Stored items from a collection
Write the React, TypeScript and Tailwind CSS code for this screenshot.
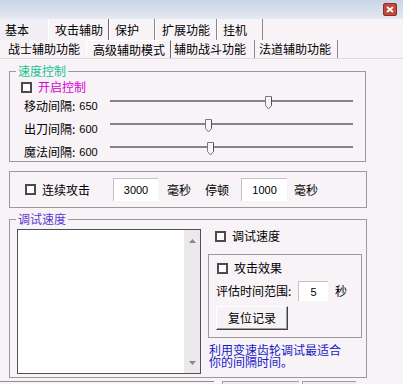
import React from 'react';

type SliderProps = { thumb: number };

function CheckBox() {
  return <div className="w-[11px] h-[11px] border-2 border-[#4c4a4c] bg-white shrink-0" />;
}

function Slider({ thumb }: SliderProps) {
  return (
    <div className="relative w-[243px] h-full">
      <div className="mt-[6px] h-[2px] bg-[#858385]" />
      <svg
        className="absolute top-[2px]"
        style={{ left: thumb }}
        width="8"
        height="14"
        viewBox="0 0 8 14"
      >
        <polygon points="0.5,0.5 6.5,0.5 6.5,9.5 3.5,13 0.5,9.5" fill="#f7f5f7" stroke="#7b797b" />
        <line x1="6.5" y1="1" x2="6.5" y2="9.5" stroke="#505050" />
      </svg>
    </div>
  );
}

function SliderRow({ label, value, thumb }: { label: string; value: string; thumb: number }) {
  return (
    <div className="flex h-[23px]">
      <div className="w-[86px] flex items-center">
        <span>{label}:</span>
        <span className="ml-[4px] text-[11px] font-['Liberation_Sans',sans-serif]">{value}</span>
      </div>
      <Slider thumb={thumb} />
    </div>
  );
}

function Field({ value, w, h }: { value: string; w: string; h: string }) {
  return (
    <div
      className={`${w} ${h} bg-white border-t border-l border-[#c4c0c4] flex items-center justify-center text-[11px] font-['Liberation_Sans',sans-serif]`}
    >
      {value}
    </div>
  );
}

export default function App() {
  return (
    <div className="w-[403px] h-[384px] overflow-hidden bg-[#f7f3f7] text-[12px] leading-[14px] text-black font-['Noto_Sans_CJK_SC','Noto_Sans',sans-serif]">
      {/* title bar */}
      <div className="h-[19px] bg-linear-to-b from-[#cad5e5] to-[#e4e9f2] flex justify-end pt-[3px] pr-[6px]">
        <div className="w-[14px] h-[13px] rounded-[2px] bg-[#c4473d] border border-[#8c2f28] flex items-center justify-center">
          <svg width="8" height="7" viewBox="0 0 8 7">
            <path d="M1 1 L7 6 M7 1 L1 6" stroke="#ffffff" strokeWidth="1.8" />
          </svg>
        </div>
      </div>

      {/* tab row 1 */}
      <div className="h-[21px] flex">
        <div className="w-[48px] flex items-center pl-[5px] bg-[#f1eff4]">基本</div>
        <div className="w-[61px] flex items-center pl-[6px] border-l border-white border-r border-r-[#6a686a]">攻击辅助</div>
        <div className="w-[46px] flex items-center pl-[5px] border-l border-white border-r border-r-[#8a888a]">保护</div>
        <div className="w-[62px] flex items-center pl-[6px] border-l border-white border-r border-r-[#8a888a]">扩展功能</div>
        <div className="w-[46px] flex items-center pl-[5px] border-l border-white border-r border-r-[#8a888a]">挂机</div>
      </div>

      {/* tab row 2 */}
      <div className="h-[19px] flex border-b border-[#dedade]">
        <div className="w-[86px] flex items-center pl-[8px]">战士辅助功能</div>
        <div className="w-[85px] flex items-center pl-[6px] border-l border-white border-t border-t-white border-r border-r-[#6a686a]">高级辅助模式</div>
        <div className="w-[84px] flex items-center pl-[3px] border-r border-[#8a888a]">辅助战斗功能</div>
        <div className="w-[83px] flex items-center pl-[4px] border-r border-[#8a888a]">法道辅助功能</div>
      </div>

      <div className="pl-[9px]">
        {/* 速度控制 */}
        <fieldset className="mt-[5px] w-[357px] h-[98px] border border-[#9c999c]">
          <legend className="ml-[6px] px-[2px] leading-[14px] text-[#19c28f]">速度控制</legend>
          <div className="mt-[2px] h-[14px] flex items-center pl-[11px]">
            <CheckBox />
            <span className="ml-[6px] text-[#d400d4]">开启控制</span>
          </div>
          <div className="pl-[14px]">
            <SliderRow label="移动间隔" value="650" thumb={155} />
            <SliderRow label="出刀间隔" value="600" thumb={95} />
            <SliderRow label="魔法间隔" value="600" thumb={97} />
          </div>
        </fieldset>

        {/* 连续攻击 */}
        <div className="mt-[9px] w-[358px] h-[37px] border border-[#9c999c] flex items-center pl-[15px]">
          <CheckBox />
          <span className="ml-[6px]">连续攻击</span>
          <div className="ml-[23px]">
            <Field value="3000" w="w-[45px]" h="h-[23px]" />
          </div>
          <span className="ml-[9px]">毫秒</span>
          <span className="ml-[14px]">停顿</span>
          <div className="ml-[12px]">
            <Field value="1000" w="w-[46px]" h="h-[23px]" />
          </div>
          <span className="ml-[7px]">毫秒</span>
        </div>

        {/* 调试速度 */}
        <fieldset className="mt-[4px] w-[358px] h-[166px] border border-[#9c999c]">
          <legend className="ml-[6px] px-[2px] leading-[14px] text-[#5a38d0]">调试速度</legend>
          <div className="flex items-start pl-[7px]">
            <div className="mt-[3px] w-[184px] h-[145px] border border-[#505050] flex">
              <div className="flex-1 bg-white" />
              <div className="w-[16px] bg-[#ebe9ec] flex flex-col items-center justify-between pt-[9px] pb-[8px]">
                <svg width="7" height="4" viewBox="0 0 7 4">
                  <polygon points="0,4 7,4 3.5,0" fill="#8a888a" />
                </svg>
                <svg width="7" height="4" viewBox="0 0 7 4">
                  <polygon points="0,0 7,0 3.5,4" fill="#8a888a" />
                </svg>
              </div>
            </div>

            <div className="ml-[7px] w-[154px]">
              <div className="mt-[3px] h-[14px] flex items-center pl-[7px]">
                <CheckBox />
                <span className="ml-[6px]">调试速度</span>
              </div>

              <div className="mt-[11px] h-[84px] border border-[#9c999c]">
                <div className="mt-[6px] h-[14px] flex items-center pl-[8px]">
                  <CheckBox />
                  <span className="ml-[6px]">攻击效果</span>
                </div>
                <div className="mt-[6px] h-[20px] flex items-center pl-[7px]">
                  <span className="w-[82px]">评估时间范围:</span>
                  <Field value="5" w="w-[30px]" h="h-[20px]" />
                  <span className="ml-[7px]">秒</span>
                </div>
                <div className="mt-[5px] ml-[7px] w-[72px] h-[24px] bg-[#f5f3f6] border border-t-white border-l-white border-r-[#404040] border-b-[#404040] shadow-[inset_-1px_-1px_0_#a09ea0] flex items-center justify-center">
                  复位记录
                </div>
              </div>

              <p className="mt-[6px] ml-[1px] w-[140px] leading-[12px] text-[#1818c6]">
                利用变速齿轮调试最适合你的间隔时间。
              </p>
            </div>
          </div>
        </fieldset>
      </div>

      {/* edge of the controls below */}
      <div className="mt-[3px] flex h-[3px]">
        <div className="w-[214px] border-t border-[#8e8c8e]" />
        <div className="ml-[8px] w-[77px] border-t border-l border-[#a09ea0] bg-[#eeecef]" />
        <div className="ml-[3px] w-[54px] border-t border-l border-[#a09ea0] bg-[#eeecef]" />
      </div>
    </div>
  );
}
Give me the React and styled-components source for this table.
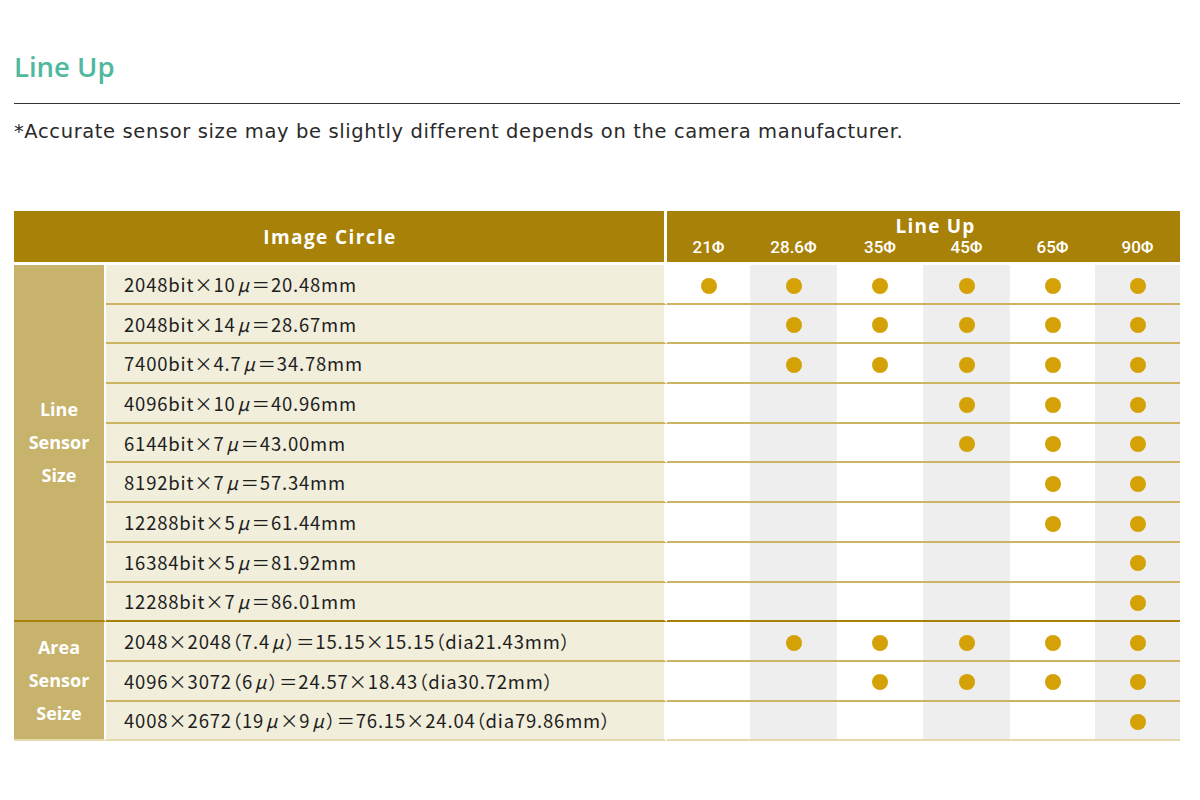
import React from "react";
import styled, { createGlobalStyle } from "styled-components";

const Global = createGlobalStyle`
  html, body { margin: 0; padding: 0; background: #ffffff; }
  body { font-family: "Noto Sans", "Liberation Sans", sans-serif; color: #222; }
`;

const Page = styled.div`
  width: 1166px;
  padding: 51px 20px 40px 14px;
`;

const Title = styled.h2`
  margin: 0;
  font-family: "Open Sans", "Liberation Sans", sans-serif;
  font-weight: 600;
  font-size: 27.5px;
  line-height: 31px;
  color: #4fb89e;
  padding-bottom: 21px;
  border-bottom: 1px solid #333;
`;

const Note = styled.p`
  margin: 16px 0 0;
  font-family: "DejaVu Sans", "Liberation Sans", sans-serif;
  font-size: 19.5px;
  line-height: 24px;
  color: #2a2a2a;
  letter-spacing: 0.62px;
`;

const Table = styled.table`
  margin-top: 67px;
  width: 1166px;
  table-layout: fixed;
  border-collapse: separate;
  border-spacing: 0;
`;

const HeadCell = styled.th`
  background: #a88108;
  color: #fff;
  padding: 0;
  text-align: center;
  font-family: "Open Sans", "Liberation Sans", sans-serif;
  font-weight: 700;
  border-right: ${(p) => (p.$gapRight ? "3px solid #fff" : "none")};
  border-bottom: ${(p) => (p.$bottom ? "3px solid #fff" : "none")};
`;

const MainHead = styled(HeadCell)`
  font-size: 19px;
  letter-spacing: 1.4px;
  height: 51px;
  padding-right: 18px;
`;

const LineUpHead = styled(HeadCell)`
  font-size: 19px;
  letter-spacing: 1.2px;
  height: 26px;
  vertical-align: bottom;
  line-height: 22px;
  padding-left: 24px;
`;

const SizeHead = styled(HeadCell)`
  font-family: "Roboto", "Liberation Sans", sans-serif;
  font-weight: 500;
  font-size: 17px;
  height: 25px;
  line-height: 20px;
  vertical-align: top;
`;

const GroupCell = styled.td`
  background: #c7b36c;
  color: #fff;
  text-align: center;
  font-family: "Open Sans", "Liberation Sans", sans-serif;
  font-weight: 700;
  font-size: 18px;
  line-height: 33px;
  padding: 0;
  border-right: 2px solid #fff;
  border-bottom: 2px solid ${(p) => (p.$last ? "#e5d8aa" : "#a88108")};
`;

const LabelCell = styled.td`
  background: #f2eedc;
  padding: 0 0 0 18px;
  font-family: "Noto Sans CJK JP", "Noto Sans", sans-serif;
  font-size: 18.5px;
  letter-spacing: 0.8px;
  color: #1e1e1e;
  white-space: nowrap;
  height: 37.7px;
  border-right: 3px solid #fff;
  border-bottom: 2px solid ${(p) => p.$line};
`;

const Paren = styled.span`
  font-feature-settings: "palt" 1;
`;

const Mu = styled.span`
  display: inline-block;
  width: 16px;
  text-align: center;
  font-style: italic;
`;

const ValueCell = styled.td`
  background: ${(p) => (p.$gray ? "#eeeeee" : "#ffffff")};
  padding: 0;
  text-align: center;
  vertical-align: middle;
  height: 37.7px;
  border-bottom: 2px solid ${(p) => p.$line};
`;

const Dot = styled.span`
  display: inline-block;
  width: 16px;
  height: 16px;
  border-radius: 50%;
  background: #d4a206;
  vertical-align: middle;
`;

const sizes = ["21Φ", "28.6Φ", "35Φ", "45Φ", "65Φ", "90Φ"];
const widths = [92, 561, 83, 87, 86, 87, 85, 85];

const groups = [
  {
    name: ["Line", "Sensor", "Size"],
    rows: [
      ["2048bit×10μ＝20.48mm", 0],
      ["2048bit×14μ＝28.67mm", 1],
      ["7400bit×4.7μ＝34.78mm", 1],
      ["4096bit×10μ＝40.96mm", 3],
      ["6144bit×7μ＝43.00mm", 3],
      ["8192bit×7μ＝57.34mm", 4],
      ["12288bit×5μ＝61.44mm", 4],
      ["16384bit×5μ＝81.92mm", 5],
      ["12288bit×7μ＝86.01mm", 5],
    ],
  },
  {
    name: ["Area", "Sensor", "Seize"],
    rows: [
      ["2048×2048（7.4μ）＝15.15×15.15（dia21.43mm）", 1],
      ["4096×3072（6μ）＝24.57×18.43（dia30.72mm）", 2],
      ["4008×2672（19μ×9μ）＝76.15×24.04（dia79.86mm）", 5],
    ],
  },
];

function Label({ text }) {
  const tokens = text.split(/(μ|（|）)/).filter(Boolean);
  return tokens.map((t, i) => {
    if (t === "μ") return <Mu key={i}>μ</Mu>;
    if (t === "（" || t === "）") return <Paren key={i}>{t}</Paren>;
    return <React.Fragment key={i}>{t}</React.Fragment>;
  });
}

export default function App() {
  return (
    <Page>
      <Global />
      <Title>Line Up</Title>
      <Note>*Accurate sensor size may be slightly different depends on the camera manufacturer.</Note>
      <Table>
        <colgroup>
          {widths.map((w, i) => (
            <col key={i} style={{ width: w }} />
          ))}
        </colgroup>
        <thead>
          <tr>
            <MainHead colSpan={2} rowSpan={2} $gapRight $bottom>
              Image Circle
            </MainHead>
            <LineUpHead colSpan={6}>Line Up</LineUpHead>
          </tr>
          <tr>
            {sizes.map((s) => (
              <SizeHead key={s} $bottom>
                {s}
              </SizeHead>
            ))}
          </tr>
        </thead>
        <tbody>
          {groups.map((g, gi) =>
            g.rows.map(([label, from], ri) => {
              const lastInGroup = ri === g.rows.length - 1;
              const lastGroup = gi === groups.length - 1;
              const line = lastInGroup
                ? lastGroup
                  ? "#e5d8aa"
                  : "#a88108"
                : "#cdb462";
              return (
                <tr key={label}>
                  {ri === 0 && (
                    <GroupCell rowSpan={g.rows.length} $last={lastGroup}>
                      {g.name.map((n) => (
                        <div key={n}>{n}</div>
                      ))}
                    </GroupCell>
                  )}
                  <LabelCell $line={line}>
                    <Label text={label} />
                  </LabelCell>
                  {sizes.map((s, ci) => (
                    <ValueCell key={s} $gray={ci % 2 === 1} $line={line}>
                      {ci >= from && <Dot />}
                    </ValueCell>
                  ))}
                </tr>
              );
            })
          )}
        </tbody>
      </Table>
    </Page>
  );
}
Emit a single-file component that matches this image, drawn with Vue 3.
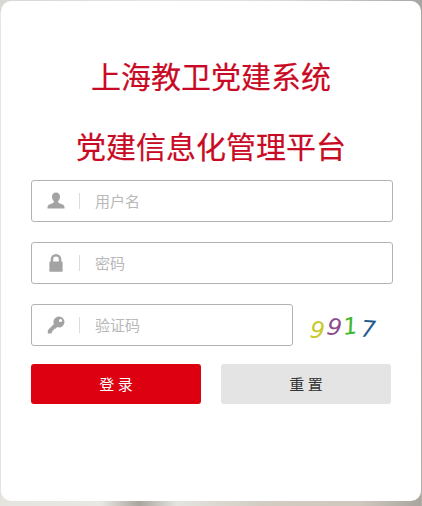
<script setup>
const codeDigits = [
  { ch: '9', cls: 'd1' },
  { ch: '9', cls: 'd2' },
  { ch: '1', cls: 'd3' },
  { ch: '7', cls: 'd4' },
]
</script>

<template>
  <div class="page">
    <div class="card">
      <h1 class="title">上海教卫党建系统</h1>
      <h1 class="title">党建信息化管理平台</h1>
      <form class="form" @submit.prevent>
        <div class="field">
          <span class="icon">
            <svg width="18" height="18" viewBox="0 0 18 18">
              <path fill="#a3a3a3" d="M9 0.500c2.600 0 4 1.900 4 4.300 0 1.800-.8 3.400-1.700 4.300-.4.500-.4 1.300.2 1.700 1.600 1 5.300 1.600 5.800 3.400.2.700.2 1.600.2 2.300H0.500c0-.7 0-1.600.2-2.300.5-1.800 4.200-2.400 5.800-3.400.6-.4.6-1.200.2-1.700C5.800 8.200 5 6.600 5 4.800 5 2.400 6.400.5 9 .5z"/>
            </svg>
          </span>
          <input class="input" type="text" placeholder="用户名" />
        </div>
        <div class="field">
          <span class="icon">
            <svg width="18" height="18" viewBox="0 0 18 18">
              <path fill="#a3a3a3" fill-rule="evenodd" d="M3.700 7.500V5.300a5.300 5.300 0 0 1 10.600 0v2.200h.3c.6 0 1 .4 1 1v8.200c0 .6-.4 1-1 1H3.400c-.6 0-1-.4-1-1V8.500c0-.6.4-1 1-1h.3zm2.500 0h5.600V5.300a2.800 2.800 0 0 0-5.600 0v2.200z"/>
            </svg>
          </span>
          <input class="input" type="text" placeholder="密码" />
        </div>
        <div class="row">
          <div class="field short">
            <span class="icon">
              <svg width="18" height="18" viewBox="0 0 18 18">
                <path fill="#a3a3a3" fill-rule="evenodd" d="M12 .6a5.400 5.400 0 1 1-1.700 10.500L8.600 12.800H6.900v1.700H5.200v1.700L4 17.400H.8v-3.200l6.100-6.100A5.400 5.400 0 0 1 12 .6zm1.500 2.300a1.600 1.600 0 1 0 0 3.200 1.600 1.600 0 0 0 0-3.200z"/>
              </svg>
            </span>
            <input class="input" type="text" placeholder="验证码" />
          </div>
          <div class="captcha">
            <span v-for="(d, i) in codeDigits" :key="i" class="digit" :class="d.cls">{{ d.ch }}</span>
          </div>
        </div>
        <div class="actions">
          <button class="btn primary" type="submit">登 录</button>
          <button class="btn ghost" type="reset">重 置</button>
        </div>
      </form>
    </div>
  </div>
</template>

<style scoped>
.page {
  width: 422px;
  height: 506px;
  box-sizing: border-box;
  padding: 1px 1px 5px 1px;
  overflow: hidden;
  background:
    linear-gradient(90deg, #d8d7d3 0%, #e6e6e4 40%, #dcdcda 65%, #b8b8b6 90%, #a6a6a4 100%) top / 100% 12px no-repeat,
    linear-gradient(180deg, #e6e6e4 0%, #e4e3df 100%) left / 1px 100% no-repeat,
    linear-gradient(180deg, #a6a6a4 0%, #b4b1ab 100%) right / 1px 100% no-repeat,
    linear-gradient(90deg, #e6e4df 0%, #e8e7e2 24%, #aaa69f 33%, #e5e4df 42%, #d2ccc3 62%, #cfc8bf 85%, #a8a49e 100%);
}
.card {
  height: 500px;
  box-sizing: border-box;
  padding-top: 39px;
  background: #fff;
  border-radius: 10px;
  font-family: "Noto Sans CJK SC", "Liberation Sans", sans-serif;
}
.title {
  margin: 0;
  height: 70px;
  line-height: 70px;
  font-size: 30px;
  font-weight: 400;
  text-align: center;
  color: #c90a25;
  -webkit-text-stroke: 0.2px #c90a25;
}
.form {
  display: flex;
  flex-direction: column;
  gap: 20px;
  padding: 0 28px 0 30px;
}
.field {
  display: flex;
  align-items: center;
  height: 42px;
  box-sizing: border-box;
  border: 1px solid #b3b3b3;
  border-radius: 3px;
  background: #fff;
}
.short { width: 262px; flex: none; }
.icon {
  position: relative;
  flex: none;
  width: 48px;
  height: 100%;
  display: flex;
  align-items: center;
  justify-content: center;
}
.icon::after {
  content: "";
  position: absolute;
  right: 0;
  top: 12px;
  height: 16px;
  width: 1px;
  background: #dcdcdc;
}
.input {
  flex: 1;
  min-width: 0;
  height: 100%;
  padding: 0 0 2px 15px;
  box-sizing: border-box;
  border: 0;
  outline: 0;
  background: transparent;
  font: 15px "Noto Sans CJK SC", sans-serif;
  color: #333;
}
.input::placeholder { color: #b8b8b8; opacity: 1; }
.row { display: flex; align-items: center; }
.captcha {
  display: flex;
  align-items: center;
  gap: 2px;
  padding-left: 17px;
  height: 42px;
  font-family: "DejaVu Sans", sans-serif;
  font-size: 23px;
  font-style: italic;
}
.digit { display: block; }
.d1 { color: #c9c92c; transform: translateY(5px) rotate(6deg); }
.d2 { color: #8b4a8f; transform: translateY(2px) rotate(8deg); }
.d3 { color: #3fb52a; transform: translateY(1px) rotate(-8deg); }
.d4 { color: #1f5a8c; transform: translate(1px, 4px) rotate(4deg); }
.actions {
  display: flex;
  gap: 20px;
  margin-top: -2px;
}
.btn {
  width: 170px;
  height: 40px;
  border: 0;
  border-radius: 3px;
  font: 15px "Noto Sans CJK SC", sans-serif;
  padding: 0 0 2px;
}
.primary { background: #dc0011; color: #fff; }
.ghost { background: #e4e4e4; color: #333; }
</style>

*Your task*
Extract, from the material above, each line holding the word "React".

*Response to the task*
Write the React, TypeScript and Tailwind CSS code for this screenshot.
import React from 'react';
Give me the React and styled-components source for this table.
import React from "react";
    return <React.Fragment key={i}>{t}</React.Fragment>;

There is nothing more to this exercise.